Time： 10:00-12:00 a.m., June 18, 2012 (Monday)
Place：Room 446, ICT. CAS
Speaker: Prof. Kathryn McKinley
Power and energy constraints are now the driving force in all device markets from the cloud to desktop to mobile. To deliver energy efficiency however requires both hardware and software innovations, and in particular, vastly more capable system software (compiler, runtime, OS) together with new programming models. This requirement comes in part from the challenge of optimizing power and performance together, which is substantially more difficult than managing performance alone. This talk presents quantitative power, performance, and energy measurements on a range of workloads and devices, from server class machines to mobile. We show how a managed runtime can exploit differentiated workload characteristics to significantly improve energy efficiency. Our results suggest that software must play a larger role in order to achieve energy efficiency in future systems.
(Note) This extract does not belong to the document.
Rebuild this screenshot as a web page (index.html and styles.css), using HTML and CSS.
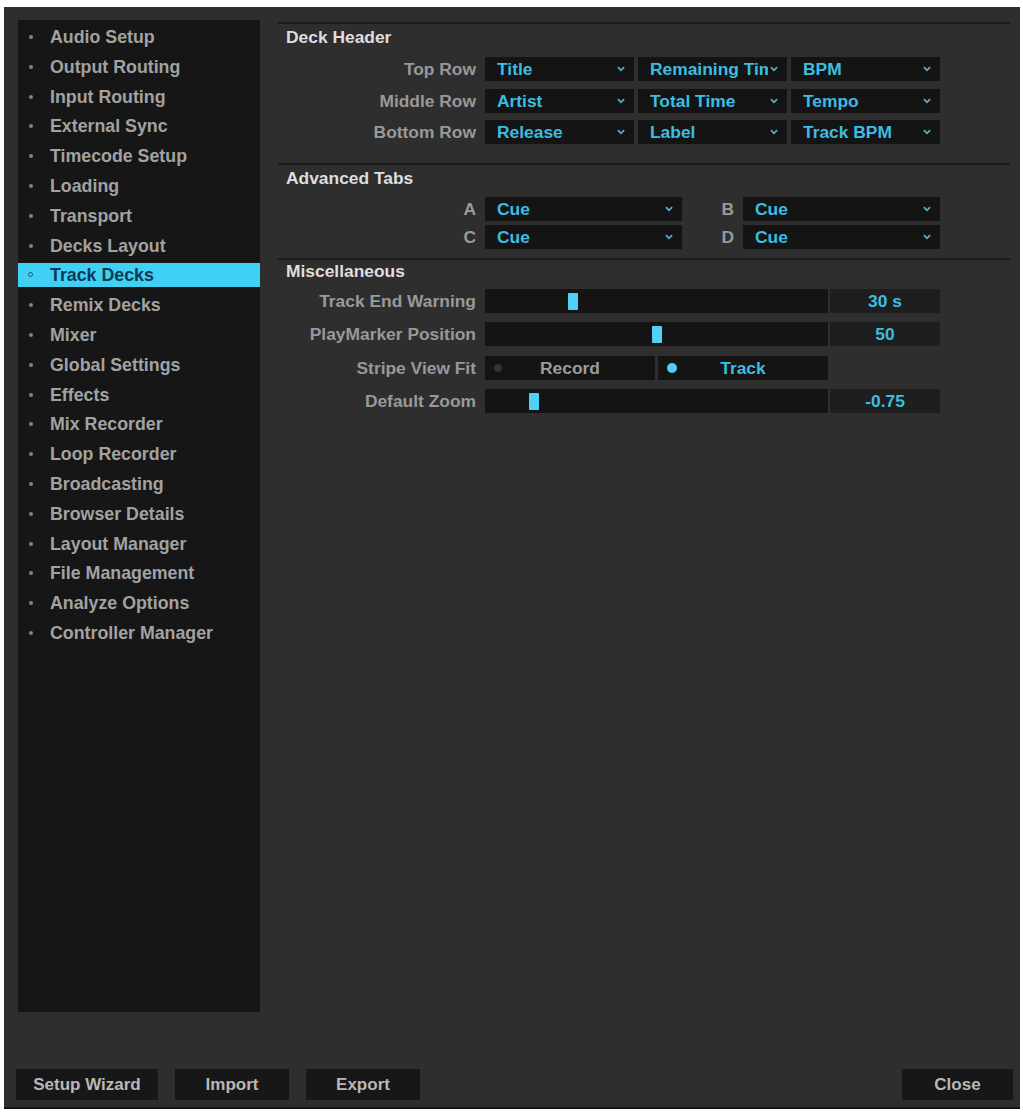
FILE: index.html
```html
<!DOCTYPE html>
<html lang="en">
<head>
    <meta charset="UTF-8">
    <meta name="viewport" content="width=device-width, initial-scale=1.0">
    <title>Preferences</title>
    <link rel="stylesheet" href="styles.css">
</head>
<body>

<div class="window">
    <div class="content">
        <!-- Preference pages -->
        <ul class="sidebar">
            <li>Audio Setup</li>
            <li>Output Routing</li>
            <li>Input Routing</li>
            <li>External Sync</li>
            <li>Timecode Setup</li>
            <li>Loading</li>
            <li>Transport</li>
            <li>Decks Layout</li>
            <li class="active">Track Decks</li>
            <li>Remix Decks</li>
            <li>Mixer</li>
            <li>Global Settings</li>
            <li>Effects</li>
            <li>Mix Recorder</li>
            <li>Loop Recorder</li>
            <li>Broadcasting</li>
            <li>Browser Details</li>
            <li>Layout Manager</li>
            <li>File Management</li>
            <li>Analyze Options</li>
            <li>Controller Manager</li>
        </ul>

        <div class="panel">
            <!-- Deck Header -->
            <section class="group deck-header">
                <h3>Deck Header</h3>
                <div class="rows">
                    <div class="row">
                        <span class="label">Top Row</span>
                        <div class="select"><span>Title</span><svg viewBox="0 0 9 6"><path d="M1 1 L4.5 4.5 L8 1"/></svg></div>
                        <div class="select"><span>Remaining Time</span><svg viewBox="0 0 9 6"><path d="M1 1 L4.5 4.5 L8 1"/></svg></div>
                        <div class="select"><span>BPM</span><svg viewBox="0 0 9 6"><path d="M1 1 L4.5 4.5 L8 1"/></svg></div>
                    </div>
                    <div class="row">
                        <span class="label">Middle Row</span>
                        <div class="select"><span>Artist</span><svg viewBox="0 0 9 6"><path d="M1 1 L4.5 4.5 L8 1"/></svg></div>
                        <div class="select"><span>Total Time</span><svg viewBox="0 0 9 6"><path d="M1 1 L4.5 4.5 L8 1"/></svg></div>
                        <div class="select"><span>Tempo</span><svg viewBox="0 0 9 6"><path d="M1 1 L4.5 4.5 L8 1"/></svg></div>
                    </div>
                    <div class="row">
                        <span class="label">Bottom Row</span>
                        <div class="select"><span>Release</span><svg viewBox="0 0 9 6"><path d="M1 1 L4.5 4.5 L8 1"/></svg></div>
                        <div class="select"><span>Label</span><svg viewBox="0 0 9 6"><path d="M1 1 L4.5 4.5 L8 1"/></svg></div>
                        <div class="select"><span>Track BPM</span><svg viewBox="0 0 9 6"><path d="M1 1 L4.5 4.5 L8 1"/></svg></div>
                    </div>
                </div>
            </section>

            <!-- Advanced Tabs -->
            <section class="group advanced-tabs">
                <h3>Advanced Tabs</h3>
                <div class="rows">
                    <div class="row">
                        <span class="label">A</span>
                        <div class="select"><span>Cue</span><svg viewBox="0 0 9 6"><path d="M1 1 L4.5 4.5 L8 1"/></svg></div>
                        <span class="label">B</span>
                        <div class="select"><span>Cue</span><svg viewBox="0 0 9 6"><path d="M1 1 L4.5 4.5 L8 1"/></svg></div>
                    </div>
                    <div class="row">
                        <span class="label">C</span>
                        <div class="select"><span>Cue</span><svg viewBox="0 0 9 6"><path d="M1 1 L4.5 4.5 L8 1"/></svg></div>
                        <span class="label">D</span>
                        <div class="select"><span>Cue</span><svg viewBox="0 0 9 6"><path d="M1 1 L4.5 4.5 L8 1"/></svg></div>
                    </div>
                </div>
            </section>

            <!-- Miscellaneous -->
            <section class="group misc">
                <h3>Miscellaneous</h3>
                <div class="rows">
                    <div class="row">
                        <span class="label">Track End Warning</span>
                        <div class="slider"><span class="thumb" style="left: 83px"></span></div>
                        <div class="value">30 s</div>
                    </div>
                    <div class="row">
                        <span class="label">PlayMarker Position</span>
                        <div class="slider"><span class="thumb" style="left: 167px"></span></div>
                        <div class="value">50</div>
                    </div>
                    <div class="row">
                        <span class="label">Stripe View Fit</span>
                        <div class="toggle">
                            <div class="option"><span class="dot"></span>Record</div>
                            <div class="option on"><span class="dot"></span>Track</div>
                        </div>
                    </div>
                    <div class="row">
                        <span class="label">Default Zoom</span>
                        <div class="slider"><span class="thumb" style="left: 44px"></span></div>
                        <div class="value">-0.75</div>
                    </div>
                </div>
            </section>
        </div>
    </div>

    <div class="footer">
        <button>Setup Wizard</button>
        <button class="narrow">Import</button>
        <button class="narrow">Export</button>
        <button class="narrow close">Close</button>
    </div>
</div>

</body>
</html>
```

FILE: styles.css
```css
body {
    margin: 0;
    padding: 0;
    background-color: #fff;
    font-family: "Liberation Sans", Arial, sans-serif;
    font-weight: bold;
    font-size: 17.4px;
}

.window {
    margin: 7px 3px 0 4px;
    height: 1100px;
    background-color: #2e2e2e;
    border-bottom: 2px solid #141414;
    display: flex;
    flex-direction: column;
}

.content {
    display: flex;
    padding: 13px 10px 0 14px;
}

/* Left page list */
.sidebar {
    list-style: none;
    margin: 0;
    padding: 5px 0 0 0;
    width: 242px;
    height: 987px;
    background-color: #161616;
    display: flex;
    flex-direction: column;
    gap: 5.8px;
    font-size: 17.8px;
}

.sidebar li {
    height: 24px;
    line-height: 25px;
    padding-left: 32px;
    color: #a2a2a2;
    position: relative;
    white-space: nowrap;
}

.sidebar li::before {
    content: "";
    position: absolute;
    left: 11px;
    top: 10px;
    width: 4px;
    height: 4px;
    border-radius: 50%;
    background-color: #858585;
}

.sidebar li.active {
    background-color: #3fd0f4;
    color: #0c3a55;
}

.sidebar li.active::before {
    left: 10px;
    top: 9px;
    width: 3px;
    height: 3px;
    background: none;
    border: 1.5px solid #1a5a6a;
}

/* Right settings panel */
.panel {
    flex: 1;
    margin-left: 18px;
    padding-top: 2px;
}

.group {
    border-top: 2px solid #1c1c1c;
    padding-left: 8px;
}

.group h3 {
    margin: 0;
    font-size: 17.4px;
    line-height: 22px;
    color: #dedede;
}

.rows {
    display: flex;
    flex-direction: column;
}

.row {
    display: flex;
    height: 24px;
    align-items: stretch;
}

.label {
    width: 190px;
    margin-right: 9px;
    text-align: right;
    line-height: 24px;
    color: #999;
    white-space: nowrap;
}

.deck-header {
    padding-top: 2px;
    padding-bottom: 19px;
}

.deck-header .rows {
    margin-top: 9px;
    gap: 7.5px;
}

.deck-header .select {
    width: 149px;
    margin-right: 4px;
}

.advanced-tabs {
    padding-top: 2px;
    padding-bottom: 9px;
}

.advanced-tabs .rows {
    margin-top: 8px;
    gap: 4px;
}

.advanced-tabs .select {
    width: 197px;
}

.advanced-tabs .select + .label {
    width: 52px;
}

.misc .rows {
    margin-top: 7px;
    gap: 9.3px;
}

/* Dropdowns */
.select {
    background-color: #141414;
    display: flex;
    align-items: center;
    padding: 0 9px 0 12px;
    box-sizing: border-box;
    color: #3dbde0;
}

.select span {
    flex: 1;
    overflow: hidden;
    white-space: nowrap;
    line-height: 24px;
    margin-right: 2px;
}

.select svg {
    width: 8px;
    height: 6px;
    flex-shrink: 0;
    fill: none;
    stroke: #58afc6;
    stroke-width: 2;
}

/* Sliders */
.slider {
    width: 343px;
    background-color: #141414;
    position: relative;
}

.thumb {
    position: absolute;
    top: 4px;
    width: 10px;
    height: 17px;
    border-radius: 1px;
    background-color: #4fd2f6;
}

.value {
    width: 110px;
    margin-left: 2px;
    background-color: #1e1e1e;
    color: #3dbde0;
    text-align: center;
    line-height: 24px;
}

/* Two-way toggle */
.toggle {
    display: flex;
    gap: 3px;
    width: 343px;
}

.option {
    flex: 1;
    position: relative;
    background-color: #141414;
    text-align: center;
    line-height: 24px;
    color: #9c9c9c;
}

.option .dot {
    position: absolute;
    left: 9px;
    top: 8px;
    width: 8px;
    height: 8px;
    border-radius: 50%;
    background-color: #333;
}

.option.on {
    color: #3dbde0;
}

.option.on .dot {
    top: 7px;
    width: 10px;
    height: 10px;
    background-color: #4fd2f6;
}

/* Bottom buttons */
.footer {
    margin-top: auto;
    display: flex;
    gap: 17px;
    padding: 0 7px 7px 12px;
}

.footer button {
    width: 142px;
    height: 31px;
    border: none;
    background-color: #171717;
    color: #b8b8b8;
    font-family: inherit;
    font-weight: bold;
    font-size: 17px;
    padding: 0;
}

.footer button.narrow {
    width: 114px;
}

.footer button.close {
    margin-left: auto;
    width: 111px;
}
```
Kathryn McKinley is a Principle Researcher at Microsoft Research and an Endowed Professor of Computer Science at The University of Texas at Austin. She received her Ph.D. from Rice University. Her research interests span architecture, compilers, memory management, runtime systems, reliability, security, and software engineering. She and her collaborators have produced widely used tools: the DaCapo Java Benchmarks, TRIPS Compiler, Hoard memory manager, MMTk garbage collector toolkit, and Immix garbage collector. Her service includes program chair for ASPLOS '04, PACT '05, PLDI '07, ISMM'12, and CGO'13;Editor-in-Chief of ACM Transactions on Programming Language Systems(TOPLAS) (2007-2010); CRA-W co-chair (2011-present), and CRA Board member (2012-present). Her awards include an NSF Career Award, IBM Faculty Fellows, an ASPLOS Best Paper Award, CACM Highlights, IEEE Top Picks, and the SIGPLAN 2011 Distinguished Service Award. She has graduated 14 PhD students. She is an IEEE Fellow and an ACM Fellow.